*WORK TO DO*
Exactly repeat the material, dropping only the pictures.

*DATA LINES*

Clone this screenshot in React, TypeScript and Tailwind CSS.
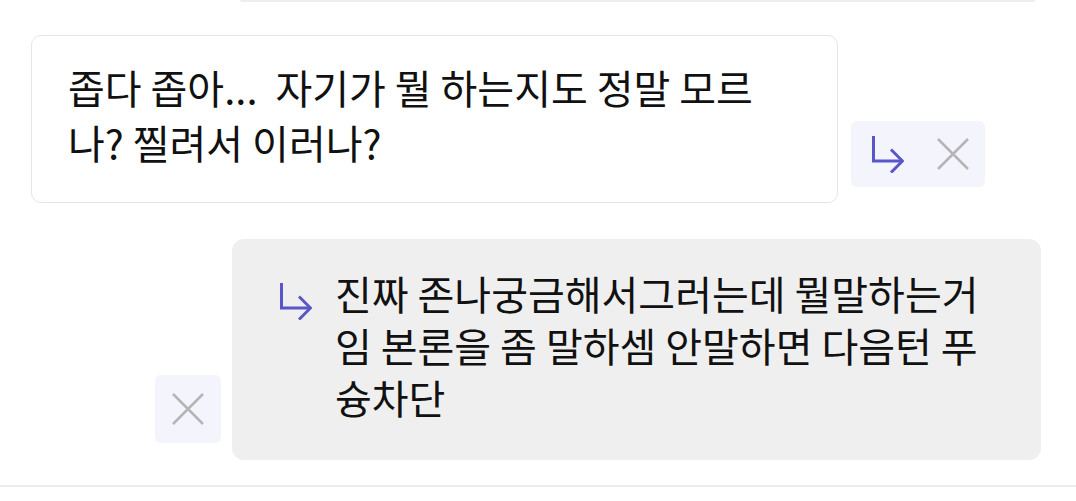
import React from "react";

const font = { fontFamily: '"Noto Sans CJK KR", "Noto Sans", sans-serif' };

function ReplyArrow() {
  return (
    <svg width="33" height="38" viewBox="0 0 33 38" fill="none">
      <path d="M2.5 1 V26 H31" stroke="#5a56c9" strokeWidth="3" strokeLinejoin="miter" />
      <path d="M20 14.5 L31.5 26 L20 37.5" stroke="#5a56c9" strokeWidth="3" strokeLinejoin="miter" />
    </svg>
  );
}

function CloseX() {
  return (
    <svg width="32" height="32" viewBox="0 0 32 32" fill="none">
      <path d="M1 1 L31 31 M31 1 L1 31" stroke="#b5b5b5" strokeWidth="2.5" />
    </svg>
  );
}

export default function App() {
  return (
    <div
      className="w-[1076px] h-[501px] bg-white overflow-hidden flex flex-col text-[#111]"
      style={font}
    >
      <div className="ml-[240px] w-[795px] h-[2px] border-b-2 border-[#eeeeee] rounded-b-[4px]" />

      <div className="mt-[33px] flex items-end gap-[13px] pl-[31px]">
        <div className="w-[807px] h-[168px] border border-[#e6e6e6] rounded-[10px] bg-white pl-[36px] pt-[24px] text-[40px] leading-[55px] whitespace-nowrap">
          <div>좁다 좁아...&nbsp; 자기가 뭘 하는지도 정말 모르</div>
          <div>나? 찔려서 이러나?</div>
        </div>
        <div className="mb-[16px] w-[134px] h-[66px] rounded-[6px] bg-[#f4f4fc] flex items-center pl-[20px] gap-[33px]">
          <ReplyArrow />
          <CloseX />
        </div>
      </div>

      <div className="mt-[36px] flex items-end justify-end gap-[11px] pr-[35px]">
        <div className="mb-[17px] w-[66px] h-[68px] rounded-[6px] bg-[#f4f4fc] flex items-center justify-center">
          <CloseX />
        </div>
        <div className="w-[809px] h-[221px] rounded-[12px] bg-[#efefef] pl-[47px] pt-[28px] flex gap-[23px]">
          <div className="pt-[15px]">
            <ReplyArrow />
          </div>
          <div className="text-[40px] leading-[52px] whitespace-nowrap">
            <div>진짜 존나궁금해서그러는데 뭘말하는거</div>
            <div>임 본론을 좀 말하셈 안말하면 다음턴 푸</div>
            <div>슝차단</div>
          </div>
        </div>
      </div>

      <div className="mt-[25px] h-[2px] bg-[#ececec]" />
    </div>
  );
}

*RESPONSE*
Clone this screenshot in React, TypeScript and Tailwind CSS.
import React from "react";

const font = { fontFamily: '"Noto Sans CJK KR", "Noto Sans", sans-serif' };

function ReplyArrow() {
  return (
    <svg width="33" height="38" viewBox="0 0 33 38" fill="none">
      <path d="M2.5 1 V26 H31" stroke="#5a56c9" strokeWidth="3" strokeLinejoin="miter" />
      <path d="M20 14.5 L31.5 26 L20 37.5" stroke="#5a56c9" strokeWidth="3" strokeLinejoin="miter" />
    </svg>
  );
}

function CloseX() {
  return (
    <svg width="32" height="32" viewBox="0 0 32 32" fill="none">
      <path d="M1 1 L31 31 M31 1 L1 31" stroke="#b5b5b5" strokeWidth="2.5" />
    </svg>
  );
}

export default function App() {
  return (
    <div
      className="w-[1076px] h-[501px] bg-white overflow-hidden flex flex-col text-[#111]"
      style={font}
    >
      <div className="ml-[240px] w-[795px] h-[2px] border-b-2 border-[#eeeeee] rounded-b-[4px]" />

      <div className="mt-[33px] flex items-end gap-[13px] pl-[31px]">
        <div className="w-[807px] h-[168px] border border-[#e6e6e6] rounded-[10px] bg-white pl-[36px] pt-[24px] text-[40px] leading-[55px] whitespace-nowrap">
          <div>좁다 좁아...&nbsp; 자기가 뭘 하는지도 정말 모르</div>
          <div>나? 찔려서 이러나?</div>
        </div>
        <div className="mb-[16px] w-[134px] h-[66px] rounded-[6px] bg-[#f4f4fc] flex items-center pl-[20px] gap-[33px]">
          <ReplyArrow />
          <CloseX />
        </div>
      </div>

      <div className="mt-[36px] flex items-end justify-end gap-[11px] pr-[35px]">
        <div className="mb-[17px] w-[66px] h-[68px] rounded-[6px] bg-[#f4f4fc] flex items-center justify-center">
          <CloseX />
        </div>
        <div className="w-[809px] h-[221px] rounded-[12px] bg-[#efefef] pl-[47px] pt-[28px] flex gap-[23px]">
          <div className="pt-[15px]">
            <ReplyArrow />
          </div>
          <div className="text-[40px] leading-[52px] whitespace-nowrap">
            <div>진짜 존나궁금해서그러는데 뭘말하는거</div>
            <div>임 본론을 좀 말하셈 안말하면 다음턴 푸</div>
            <div>슝차단</div>
          </div>
        </div>
      </div>

      <div className="mt-[25px] h-[2px] bg-[#ececec]" />
    </div>
  );
}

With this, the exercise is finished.